I watched from across the field as my 11-year-old tried to wrestle the 50 pound bag of chicken feed out of the wagon and into the chicken house. The mom in me wanted to run over and help him. After all, I hate to see him struggle and it would only take me a minute to lift the bag and dump it into our automatic feeder. But, I knew that it would be best to give him a chance to figure it out–to do the hard thing.
A little while later, he came to me and told me that he had figured out an easier way to fill the chicken feeder. He sat the bag on the ground, opened it, then scooped out bucket loads of feed and dumped them into the feeder until the bag was light enough for him to handle. Then, he simply poured the remaining feed into the feeder. He has successfully repeated this process weekly for the last year.
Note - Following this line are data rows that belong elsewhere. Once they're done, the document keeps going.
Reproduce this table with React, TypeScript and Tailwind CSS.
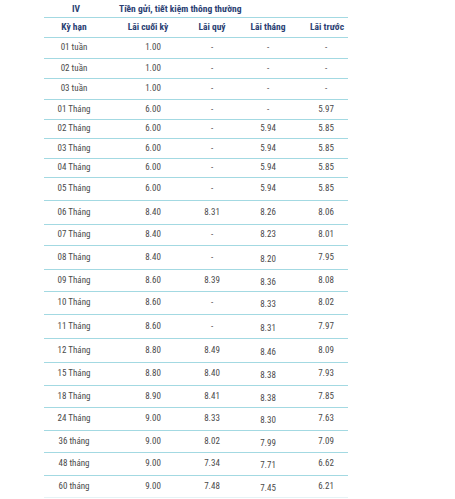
import React from "react";

type Row = { k: string; a: string; q: string; t: string; p: string; h: number; low?: boolean };

const rows: Row[] = [
  { k: "01 tuần", a: "1.00", q: "-", t: "-", p: "-", h: 21 },
  { k: "02 tuần", a: "1.00", q: "-", t: "-", p: "-", h: 20 },
  { k: "03 tuần", a: "1.00", q: "-", t: "-", p: "-", h: 21 },
  { k: "01 Tháng", a: "6.00", q: "-", t: "-", p: "5.97", h: 20 },
  { k: "02 Tháng", a: "6.00", q: "-", t: "5.94", p: "5.85", h: 19 },
  { k: "03 Tháng", a: "6.00", q: "-", t: "5.94", p: "5.85", h: 20 },
  { k: "04 Tháng", a: "6.00", q: "-", t: "5.94", p: "5.85", h: 19 },
  { k: "05 Tháng", a: "6.00", q: "-", t: "5.94", p: "5.85", h: 23 },
  { k: "06 Tháng", a: "8.40", q: "8.31", t: "8.26", p: "8.06", h: 24 },
  { k: "07 Tháng", a: "8.40", q: "-", t: "8.23", p: "8.01", h: 21 },
  { k: "08 Tháng", a: "8.40", q: "-", t: "8.20", p: "7.95", h: 24, low: true },
  { k: "09 Tháng", a: "8.60", q: "8.39", t: "8.36", p: "8.08", h: 22, low: true },
  { k: "10 Tháng", a: "8.60", q: "-", t: "8.33", p: "8.02", h: 23, low: true },
  { k: "11 Tháng", a: "8.60", q: "-", t: "8.31", p: "7.97", h: 24, low: true },
  { k: "12 Tháng", a: "8.80", q: "8.49", t: "8.46", p: "8.09", h: 24, low: true },
  { k: "15 Tháng", a: "8.80", q: "8.40", t: "8.38", p: "7.93", h: 23, low: true },
  { k: "18 Tháng", a: "8.90", q: "8.41", t: "8.38", p: "7.85", h: 22, low: true },
  { k: "24 Tháng", a: "9.00", q: "8.33", t: "8.30", p: "7.63", h: 23, low: true },
  { k: "36 tháng", a: "9.00", q: "8.02", t: "7.99", p: "7.09", h: 22, low: true },
  { k: "48 tháng", a: "9.00", q: "7.34", t: "7.71", p: "6.62", h: 23, low: true },
  { k: "60 tháng", a: "9.00", q: "7.48", t: "7.45", p: "6.21", h: 22, low: true },
];

const font = { fontFamily: '"Liberation Sans Narrow", "Roboto Condensed", "Liberation Sans", sans-serif' };

export default function App() {
  return (
    <div className="w-[455px] h-[499px] bg-white overflow-hidden" style={font}>
      <div className="ml-[44px] w-[304px]">
        <div className="grid grid-cols-[60px_244px] h-[18px] items-center text-[9.5px] font-bold text-[#2b3f73] border-b-[1.5px] border-[#a3d9e2] pt-[2px]">
          <div className="text-center pl-[4px]">IV</div>
          <div className="pl-[15px]">Tiền gửi, tiết kiệm thông thường</div>
        </div>
        <div className="grid grid-cols-[60px_88px_40px_72px_44px] h-[20px] items-center text-[9.5px] font-bold text-[#2b3f73] border-b-[1.5px] border-[#a3d9e2]">
          <div className="text-center">Kỳ hạn</div>
          <div className="text-center">Lãi cuối kỳ</div>
          <div className="text-center">Lãi quý</div>
          <div className="text-center">Lãi tháng</div>
          <div className="text-center pl-[2px]">Lãi trước</div>
        </div>
        {rows.map((r, i) => (
          <div
            key={i}
            className={`grid grid-cols-[60px_88px_40px_72px_44px] items-center text-[9px] text-[#4a4a4a] ${i === rows.length - 1 ? "border-b-[1.5px] border-[#e6f3f6]" : "border-b-[1.5px] border-[#a3d9e2]"}`}
            style={{ height: r.h }}
          >
            <div className="text-center">{r.k}</div>
            <div className="text-center pl-[10px]">{r.a}</div>
            <div className="text-center">{r.q}</div>
            <div className={`text-center ${r.low ? "pt-[4px]" : ""}`}>{r.t}</div>
            <div className="text-center">{r.p}</div>
          </div>
        ))}
      </div>
    </div>
  );
}
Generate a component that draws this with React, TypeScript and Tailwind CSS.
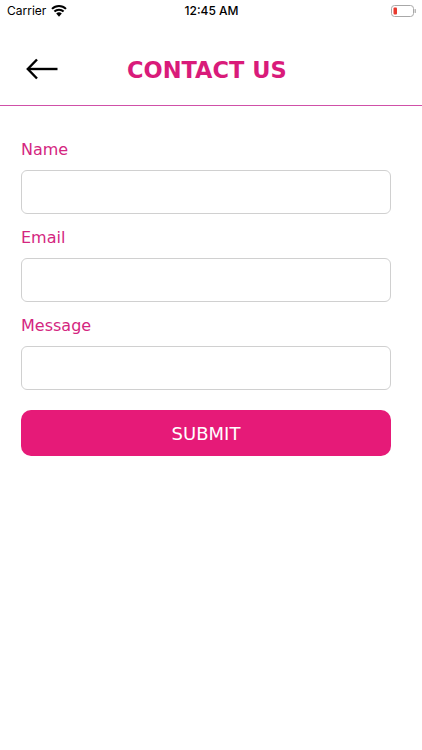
export default function App() {
  const fields = ['Name', 'Email', 'Message'];
  return (
    <div className="w-[422px] h-[750px] bg-white overflow-hidden font-['DejaVu_Sans',sans-serif]">
      {/* status bar */}
      <div className="h-[22px] flex items-center justify-between pl-[7px] pr-[6px] text-black font-['Inter',sans-serif]">
        <div className="flex items-center gap-[5px] w-[120px]">
          <span className="text-[12px]">Carrier</span>
          <svg width="16" height="12" viewBox="0 0 16 12">
            <path d="M8 11.8 L5.2 8.5 A4 4 0 0 1 10.8 8.5 Z" fill="#000" />
            <path d="M3.4 6.5 A6.6 6.6 0 0 1 12.6 6.5" stroke="#000" strokeWidth="2" fill="none" />
            <path d="M1 3.9 A10 10 0 0 1 15 3.9" stroke="#000" strokeWidth="2" fill="none" />
          </svg>
        </div>
        <span className="text-[12px] font-medium">12:45 AM</span>
        <div className="w-[120px] flex justify-end">
          <svg width="25" height="12" viewBox="0 0 25 12">
            <rect x="0.5" y="0.5" width="22" height="11" rx="3" fill="none" stroke="#a8a8a8" />
            <rect x="2.5" y="2.5" width="3.5" height="7" rx="1" fill="#e8392e" />
            <rect x="23.6" y="4" width="1.2" height="4" rx="0.6" fill="#a8a8a8" />
          </svg>
        </div>
      </div>
      {/* header */}
      <div className="h-[83px] flex items-center pl-[26px] pt-[10px]">
        <svg width="33" height="22" viewBox="0 0 33 22" fill="none" stroke="#000" strokeWidth="2.4">
          <path d="M31.5 11 H2" />
          <path d="M11 1.5 L1.8 11 L11 20.5" />
        </svg>
        <h1 className="ml-[68px] mt-[3px] text-[22.5px] font-bold text-[#d91b7a] leading-none">CONTACT US</h1>
      </div>
      <div className="h-px bg-[#d050a8]" />
      {/* form */}
      <div className="px-[21px] pt-[32px] flex flex-col">
        {fields.map((f) => (
          <div key={f} className="flex flex-col">
            <label className="text-[16px] leading-[23px] text-[#d4267f] h-[32px]">{f}</label>
            <input className="w-[370px] h-[44px] rounded-[6px] border border-[#d0d0d0] bg-white mb-[12px]" />
          </div>
        ))}
        <button className="mt-[8px] w-[370px] h-[46px] rounded-[10px] bg-[#e61a78] text-white text-[18px] pt-[1px]">SUBMIT</button>
      </div>
    </div>
  );
}
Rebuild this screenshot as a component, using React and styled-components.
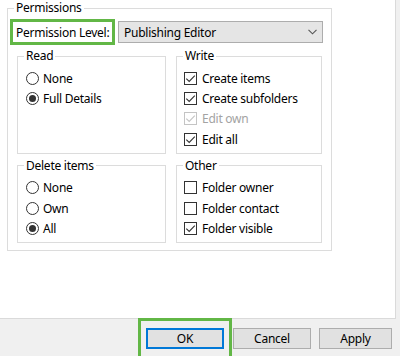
import React from "react";
import styled, { createGlobalStyle } from "styled-components";

const GREEN = "#62b746";

const GlobalStyle = createGlobalStyle`
  * { box-sizing: border-box; }
  html, body { margin: 0; padding: 0; }
  body {
    width: 400px;
    height: 356px;
    overflow: hidden;
    background: #f0f0f0;
    font-family: "Noto Sans", "Segoe UI", sans-serif;
    font-size: 12px;
    letter-spacing: -0.25px;
    color: #000;
  }
`;

export default function App() {
  return (
    <>
      <GlobalStyle />
      <Page>
        <Panel>
          <Outer>
            <Caption $offset={4}>Permissions</Caption>
            <LevelRow>
              <Highlight>Permission Level:</Highlight>
              <Select>
                <span>Publishing Editor</span>
                <svg width="9" height="6" viewBox="0 0 9 6">
                  <path d="M0.5 0.8 L4.5 4.8 L8.5 0.8" fill="none" stroke="#555" strokeWidth="1.1" />
                </svg>
              </Select>
            </LevelRow>
            <Groups>
              <Group>
                <Caption>Read</Caption>
                <Items $inset={2}>
                  <Option type="radio" label="None" />
                  <Option type="radio" label="Full Details" checked />
                </Items>
              </Group>
              <Group>
                <Caption>Write</Caption>
                <Items $inset={1}>
                  <Option type="check" label="Create items" checked />
                  <Option type="check" label="Create subfolders" checked />
                  <Option type="check" label="Edit own" checked disabled />
                  <Option type="check" label="Edit all" checked />
                </Items>
              </Group>
              <Group>
                <Caption>Delete items</Caption>
                <Items $inset={2}>
                  <Option type="radio" label="None" />
                  <Option type="radio" label="Own" />
                  <Option type="radio" label="All" checked />
                </Items>
              </Group>
              <Group>
                <Caption>Other</Caption>
                <Items $inset={1}>
                  <Option type="check" label="Folder owner" />
                  <Option type="check" label="Folder contact" />
                  <Option type="check" label="Folder visible" checked />
                </Items>
              </Group>
            </Groups>
          </Outer>
        </Panel>
        <ButtonBar>
          <Callout>
            <Button $primary $width={78}>OK</Button>
          </Callout>
          <Button $width={78} $gap={1}>Cancel</Button>
          <Button $width={73} $gap={8}>Apply</Button>
        </ButtonBar>
      </Page>
    </>
  );
}

function Option({ type, label, checked, disabled }) {
  return (
    <Row $disabled={disabled}>
      {type === "radio" ? (
        <Radio $checked={checked} />
      ) : (
        <Check $disabled={disabled}>
          {checked && (
            <svg width="11" height="11" viewBox="0 0 11 11">
              <path d="M1.3 5.6 L4.2 8.5 L9.8 2.6" fill="none" stroke="currentColor" strokeWidth="1.1" />
            </svg>
          )}
        </Check>
      )}
      <span>{label}</span>
    </Row>
  );
}

const Page = styled.div`
  width: 400px;
  height: 356px;
  display: flex;
  flex-direction: column;
`;
const Panel = styled.div`
  width: 396px;
  height: 319px;
  flex: none;
  background: #fff;
  border-right: 1px solid #dadada;
  border-bottom: 1px solid #dadada;
`;
const Fieldset = styled.fieldset`
  margin: 0;
  min-width: 0;
  border: 1px solid #dcdcdc;
`;
const Outer = styled(Fieldset)`
  width: 325px;
  margin-left: 7px;
  padding: 0 2px 7px;
`;
const Group = styled(Fieldset)`
  padding: 0 6px 3px;
`;
const Caption = styled.legend`
  padding: 0 2px;
  margin-left: ${(p) => p.$offset || 0}px;
  line-height: 16px;
  font-size: 12px;
`;
const LevelRow = styled.div`
  display: flex;
  align-items: center;
  margin: 3px 0;
`;
const Highlight = styled.div`
  width: 105px;
  height: 26px;
  padding: 0 3px;
  border: 3px solid ${GREEN};
  display: flex;
  align-items: center;
  white-space: nowrap;
`;
const Select = styled.div`
  width: 205px;
  height: 22px;
  margin-left: 3px;
  padding: 0 5px 0 5px;
  background: #e5e5e5;
  border: 1px solid #adadad;
  display: flex;
  align-items: center;
  justify-content: space-between;
`;
const Groups = styled.div`
  display: grid;
  grid-template-columns: 149px 146px;
  column-gap: 10px;
  row-gap: 4px;
  margin-left: 7px;
`;
const Items = styled.div`
  padding-top: 4px;
  padding-left: ${(p) => p.$inset}px;
`;
const Row = styled.div`
  height: 20.4px;
  display: flex;
  align-items: center;
  gap: 4px;
  white-space: nowrap;
  color: ${(p) => (p.$disabled ? "#a3a3a3" : "#000")};
`;
const Radio = styled.span`
  position: relative;
  width: 13px;
  height: 13px;
  flex: none;
  border: 1px solid #333;
  border-radius: 50%;
  background: #fff;
  &::after {
    content: "";
    display: ${(p) => (p.$checked ? "block" : "none")};
    position: absolute;
    left: 2px;
    top: 2px;
    width: 7px;
    height: 7px;
    border-radius: 50%;
    background: #333;
  }
`;
const Check = styled.span`
  width: 13px;
  height: 13px;
  flex: none;
  border: 1px solid ${(p) => (p.$disabled ? "#c4c4c4" : "#333")};
  color: ${(p) => (p.$disabled ? "#c4c4c4" : "#333")};
  background: #fff;
  display: flex;
  align-items: center;
  justify-content: center;
  margin-right: 1px;
`;
const ButtonBar = styled.div`
  flex: 1;
  display: flex;
  justify-content: flex-end;
  align-items: flex-start;
  padding-right: 8px;
`;
const Callout = styled.div`
  margin-top: -1px;
  padding: 7px 5px;
  border: 3px solid ${GREEN};
`;
const Button = styled.button`
  width: ${(p) => p.$width}px;
  height: 21px;
  margin: ${(p) => (p.$primary ? 0 : 9)}px 0 0 ${(p) => p.$gap || 0}px;
  padding: 0;
  background: #e1e1e1;
  border: ${(p) => (p.$primary ? "2px solid #0078d7" : "1px solid #adadad")};
  font-family: inherit;
  font-size: 12px;
  letter-spacing: inherit;
  color: #000;
  line-height: 1;
`;
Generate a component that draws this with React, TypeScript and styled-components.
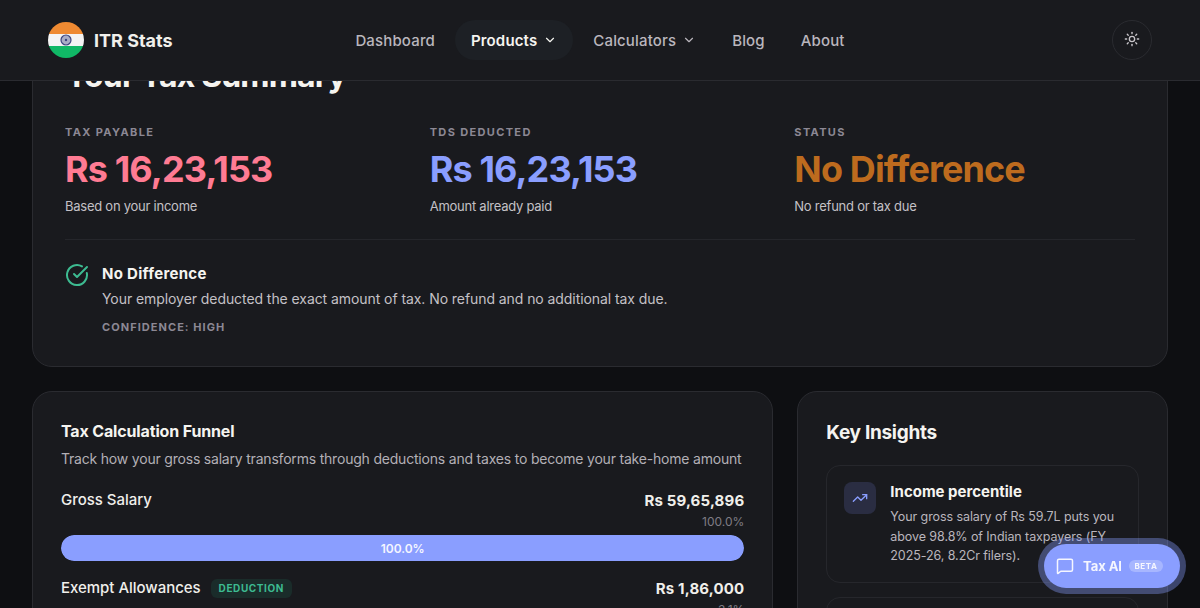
import React from "react";
import styled, { createGlobalStyle } from "styled-components";
import {
  ChevronDown,
  CircleCheckBig,
  MessageSquare,
  Sun,
  TrendingUp,
} from "lucide-react";

const HEAD_FONT = `"Inter", "Liberation Sans", sans-serif`;
const BODY_FONT = `"Inter", "Noto Sans", sans-serif`;

const GlobalStyle = createGlobalStyle`
  html, body {
    margin: 0;
    height: 100%;
    overflow: hidden;
    background: #0e0f12;
    color: #f5f4f0;
    font-family: ${BODY_FONT};
  }
  * { box-sizing: border-box; }
`;

const Header = styled.header`
  position: fixed;
  top: 0;
  left: 0;
  right: 0;
  z-index: 10;
  height: 81px;
  padding: 0 48px;
  display: grid;
  grid-template-columns: 1fr auto 1fr;
  align-items: center;
  background: #191a1e;
  border-bottom: 1px solid #2a2b30;
`;

const Brand = styled.div`
  display: flex;
  align-items: center;
  gap: 10px;
  font-family: ${HEAD_FONT};
  font-size: 18px;
  font-weight: 700;
  color: #f0efeb;
`;

const Nav = styled.nav`
  display: flex;
  align-items: center;
  gap: 4px;
`;

const NavItem = styled.a<{ $active?: boolean }>`
  height: 40px;
  padding: 0 16px;
  border-radius: 20px;
  display: flex;
  align-items: center;
  gap: 6px;
  font-size: 15px;
  font-weight: ${(p) => (p.$active ? 600 : 500)};
  letter-spacing: 0.15px;
  color: ${(p) => (p.$active ? "#f5f4f0" : "#bab6bd")};
  background: ${(p) => (p.$active ? "#1d2025" : "transparent")};
`;

const ThemeButton = styled.button`
  justify-self: end;
  width: 40px;
  height: 40px;
  padding: 0 0 3px;
  border-radius: 50%;
  border: 1px solid #2a2b30;
  background: transparent;
  color: #c9c6cb;
  display: flex;
  align-items: center;
  justify-content: center;
`;

const Main = styled.main`
  margin-top: 23px;
  padding: 0 32px;
  display: flex;
  flex-direction: column;
  gap: 24px;
`;

const Card = styled.section`
  background: #191a1e;
  border: 1px solid #2a2b30;
  border-radius: 20px;
`;

const SummaryCard = styled(Card)`
  padding: 32px 32px 31px;
`;

const SummaryTitle = styled.h1`
  margin: 0 0 28px;
  height: 40px;
  font-family: ${HEAD_FONT};
  font-size: 32px;
  line-height: 40px;
  font-weight: 700;
  letter-spacing: -0.85px;
`;

const StatGrid = styled.div`
  display: grid;
  grid-template-columns: repeat(3, 1fr);
  gap: 24px;
  padding-bottom: 23px;
  border-bottom: 1px solid #25262b;
`;

const Stat = styled.div`
  display: flex;
  flex-direction: column;
`;

const StatLabel = styled.div`
  font-size: 11px;
  line-height: 16px;
  font-weight: 700;
  letter-spacing: 1.35px;
  color: #8c8894;
`;

const StatValue = styled.div<{ $color: string }>`
  margin-top: 7px;
  font-family: ${HEAD_FONT};
  font-size: 36px;
  line-height: 44px;
  font-weight: 700;
  letter-spacing: -0.87px;
  color: ${(p) => p.$color};
`;

const StatNote = styled.div`
  margin-top: 5px;
  font-size: 13px;
  line-height: 20px;
  letter-spacing: -0.25px;
  color: #c4c1c6;
`;

const Verdict = styled.div`
  margin-top: 23px;
  display: flex;
  gap: 13px;
  color: #3dbb91;
`;

const VerdictBody = styled.div`
  display: flex;
  flex-direction: column;
`;

const VerdictTitle = styled.div`
  font-family: ${HEAD_FONT};
  font-size: 15px;
  line-height: 22px;
  font-weight: 700;
  letter-spacing: 0.3px;
  color: #f5f4f0;
`;

const VerdictText = styled.div`
  margin-top: 3px;
  font-size: 14px;
  line-height: 22px;
  letter-spacing: -0.07px;
  color: #c4c1c6;
`;

const Confidence = styled.div`
  margin-top: 9px;
  font-size: 11px;
  line-height: 16px;
  font-weight: 700;
  letter-spacing: 1.05px;
  color: #8c8894;
`;

const Columns = styled.div`
  display: grid;
  grid-template-columns: 2fr 1fr;
  gap: 24px;
`;

const FunnelCard = styled(Card)`
  padding: 27px 28px 28px;
`;

const FunnelTitle = styled.h2`
  margin: 0;
  font-family: ${HEAD_FONT};
  font-size: 16px;
  line-height: 24px;
  font-weight: 700;
  letter-spacing: -0.15px;
`;

const FunnelSub = styled.p`
  margin: 4px 0 0;
  padding-bottom: 2px;
  font-size: 14px;
  line-height: 24px;
  letter-spacing: -0.2px;
  color: #b3b0b6;
`;

const FunnelRow = styled.div`
  margin-top: 15px;
  display: flex;
  justify-content: space-between;
  align-items: flex-start;
`;

const RowName = styled.div`
  display: flex;
  align-items: center;
  gap: 10px;
  font-size: 15px;
  line-height: 24px;
  font-weight: 500;
  letter-spacing: -0.03px;
  color: #f0efeb;
`;

const Tag = styled.span`
  height: 19px;
  padding: 0 8px;
  border-radius: 6px;
  background: #1a2c2a;
  color: #3dbb91;
  font-size: 10px;
  line-height: 19px;
  font-weight: 700;
  letter-spacing: 0.6px;
`;

const RowFigures = styled.div`
  text-align: right;
`;

const RowAmount = styled.div`
  font-size: 15px;
  line-height: 26px;
  font-weight: 700;
  letter-spacing: 0.15px;
  color: #f0efeb;
`;

const RowShare = styled.div`
  font-size: 12px;
  line-height: 16px;
  color: #7f7c85;
`;

const Bar = styled.div`
  margin-top: 5px;
  height: 26px;
  border-radius: 13px;
  background: #1f2127;
  overflow: hidden;
`;

const BarFill = styled.div`
  height: 100%;
  border-radius: 13px;
  background: #8a9eff;
  display: flex;
  align-items: center;
  justify-content: center;
  font-size: 12px;
  font-weight: 600;
  color: #f5f6ff;
`;

const InsightsCard = styled(Card)`
  padding: 26px 28px;
`;

const InsightsTitle = styled.h2`
  margin: 0 0 17px;
  font-family: ${HEAD_FONT};
  font-size: 19px;
  line-height: 30px;
  font-weight: 700;
  letter-spacing: -0.3px;
`;

const InsightList = styled.div`
  display: flex;
  flex-direction: column;
  gap: 14px;
`;

const Insight = styled.div`
  min-height: 116px;
  padding: 16px 17px;
  border: 1px solid #26272c;
  border-radius: 14px;
  display: flex;
  gap: 14px;
`;

const InsightIcon = styled.div`
  flex: none;
  width: 32px;
  height: 32px;
  border-radius: 8px;
  background: #2a2d42;
  color: #8a9eff;
  display: flex;
  align-items: center;
  justify-content: center;
`;

const InsightTitle = styled.div`
  font-size: 15px;
  line-height: 20px;
  font-weight: 700;
  color: #f5f4f0;
`;

const InsightText = styled.div`
  margin-top: 5px;
  font-size: 12.5px;
  line-height: 19.5px;
  letter-spacing: -0.08px;
  color: #bab6bd;
`;

const ChatButton = styled.button`
  position: fixed;
  right: 20px;
  bottom: 20px;
  z-index: 20;
  height: 44px;
  width: 136px;
  padding: 0 0 0 12px;
  border: 0;
  border-radius: 22px;
  background: #8a9eff;
  box-shadow: 0 0 0 6px rgba(138, 158, 255, 0.38);
  color: #f5f6ff;
  display: flex;
  align-items: center;
  font-family: ${HEAD_FONT};
  font-size: 13px;
  font-weight: 700;
`;

const ChatLabel = styled.span`
  margin-left: 9px;
  letter-spacing: -0.05px;
`;

const Beta = styled.span`
  margin-left: 7px;
  height: 12px;
  padding: 0 5.5px;
  border-radius: 6px;
  background: rgba(255, 255, 255, 0.25);
  font-size: 8px;
  line-height: 12px;
  font-weight: 700;
  letter-spacing: 0.6px;
`;

function Flag() {
  return (
    <svg width="36" height="36" viewBox="0 0 36 36">
      <defs>
        <clipPath id="flag-clip">
          <circle cx="18" cy="18" r="18" />
        </clipPath>
      </defs>
      <g clipPath="url(#flag-clip)">
        <rect width="36" height="12" fill="#ef8a32" />
        <rect y="12" width="36" height="12" fill="#f4f4f4" />
        <rect y="24" width="36" height="12" fill="#10b866" />
      </g>
      <circle cx="18" cy="18" r="5" fill="#a9adc6" stroke="#3e4580" strokeWidth="1.2" />
      <circle cx="18" cy="18" r="1.2" fill="#3e4580" />
    </svg>
  );
}

const stats = [
  { label: "TAX PAYABLE", value: "Rs 16,23,153", note: "Based on your income", color: "#ff7b93" },
  { label: "TDS DEDUCTED", value: "Rs 16,23,153", note: "Amount already paid", color: "#8a9eff" },
  { label: "STATUS", value: "No Difference", note: "No refund or tax due", color: "#bd6b1e" },
];

export default function App() {
  return (
    <>
      <GlobalStyle />
      <Header>
        <Brand>
          <Flag />
          ITR Stats
        </Brand>
        <Nav>
          <NavItem>Dashboard</NavItem>
          <NavItem $active>
            Products <ChevronDown size={14} />
          </NavItem>
          <NavItem>
            Calculators <ChevronDown size={14} />
          </NavItem>
          <NavItem>Blog</NavItem>
          <NavItem>About</NavItem>
        </Nav>
        <ThemeButton>
          <Sun size={16} />
        </ThemeButton>
      </Header>

      <Main>
        <SummaryCard>
          <SummaryTitle>Your Tax Summary</SummaryTitle>
          <StatGrid>
            {stats.map((s) => (
              <Stat key={s.label}>
                <StatLabel>{s.label}</StatLabel>
                <StatValue $color={s.color}>{s.value}</StatValue>
                <StatNote>{s.note}</StatNote>
              </Stat>
            ))}
          </StatGrid>
          <Verdict>
            <CircleCheckBig size={24} />
            <VerdictBody>
              <VerdictTitle>No Difference</VerdictTitle>
              <VerdictText>
                Your employer deducted the exact amount of tax. No refund and no
                additional tax due.
              </VerdictText>
              <Confidence>CONFIDENCE: HIGH</Confidence>
            </VerdictBody>
          </Verdict>
        </SummaryCard>

        <Columns>
          <FunnelCard>
            <FunnelTitle>Tax Calculation Funnel</FunnelTitle>
            <FunnelSub>
              Track how your gross salary transforms through deductions and taxes
              to become your take-home amount
            </FunnelSub>
            <FunnelRow>
              <RowName>Gross Salary</RowName>
              <RowFigures>
                <RowAmount>Rs 59,65,896</RowAmount>
                <RowShare>100.0%</RowShare>
              </RowFigures>
            </FunnelRow>
            <Bar>
              <BarFill style={{ width: "100%" }}>100.0%</BarFill>
            </Bar>
            <FunnelRow>
              <RowName>
                Exempt Allowances <Tag>DEDUCTION</Tag>
              </RowName>
              <RowFigures>
                <RowAmount>Rs 1,86,000</RowAmount>
                <RowShare>3.1%</RowShare>
              </RowFigures>
            </FunnelRow>
          </FunnelCard>

          <InsightsCard>
            <InsightsTitle>Key Insights</InsightsTitle>
            <InsightList>
              <Insight>
                <InsightIcon>
                  <TrendingUp size={16} />
                </InsightIcon>
                <div>
                  <InsightTitle>Income percentile</InsightTitle>
                  <InsightText>
                    Your gross salary of Rs 59.7L puts you above 98.8% of Indian
                    taxpayers (FY 2025-26, 8.2Cr filers).
                  </InsightText>
                </div>
              </Insight>
              <Insight />
            </InsightList>
          </InsightsCard>
        </Columns>
      </Main>

      <ChatButton>
        <MessageSquare size={18} />
        <ChatLabel>Tax AI</ChatLabel>
        <Beta>BETA</Beta>
      </ChatButton>
    </>
  );
}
This experience is one of many that has taught me to allow my kids to struggle. Because, as he told me how he overcame that challenge, I saw a change in his countenance–a growing confidence in his abilities. With each success, he holds his head a little higher and walks a little taller. He trusts his problem solving skills more. He grows in his knowledge of who he is and what he is capable of.
Now, I don’t purposefully assign my kids jobs just for the sake of making them struggle, but, I do give them tasks that are at the top of their abilities. And, I always make sure that they understand how their work benefits our family, our homestead, others, and themselves. Loading the washing machine gives our family clean clothes to wear. Planting trees will give us shade and fruit in a few years. Helping build a fence at church keeps younger kids safely away from the parking lot when they play outside. Feeding and watering our chickens keeps them alive, healthy, and laying eggs (which I allow the kids to sell for spending money). Because, work that has purpose is fulfilling. Busywork is drudgery.
Struggling towards a goal gives us the opportunity to develop intellectually and to build important character traits such as independence, confidence, perseverance, and problem solving skills. So, when we don’t rescue our kids at the slightest hint of difficulty, we give the the gift of character traits that will benefit them throughout their lives. We teach them that failure isn’t final or even a bad thing, but simply an opportunity to try a different approach. We help them see struggle not as weakness, but an opportunity for growth. And, most of all, we help them take another step toward becoming a successful adult.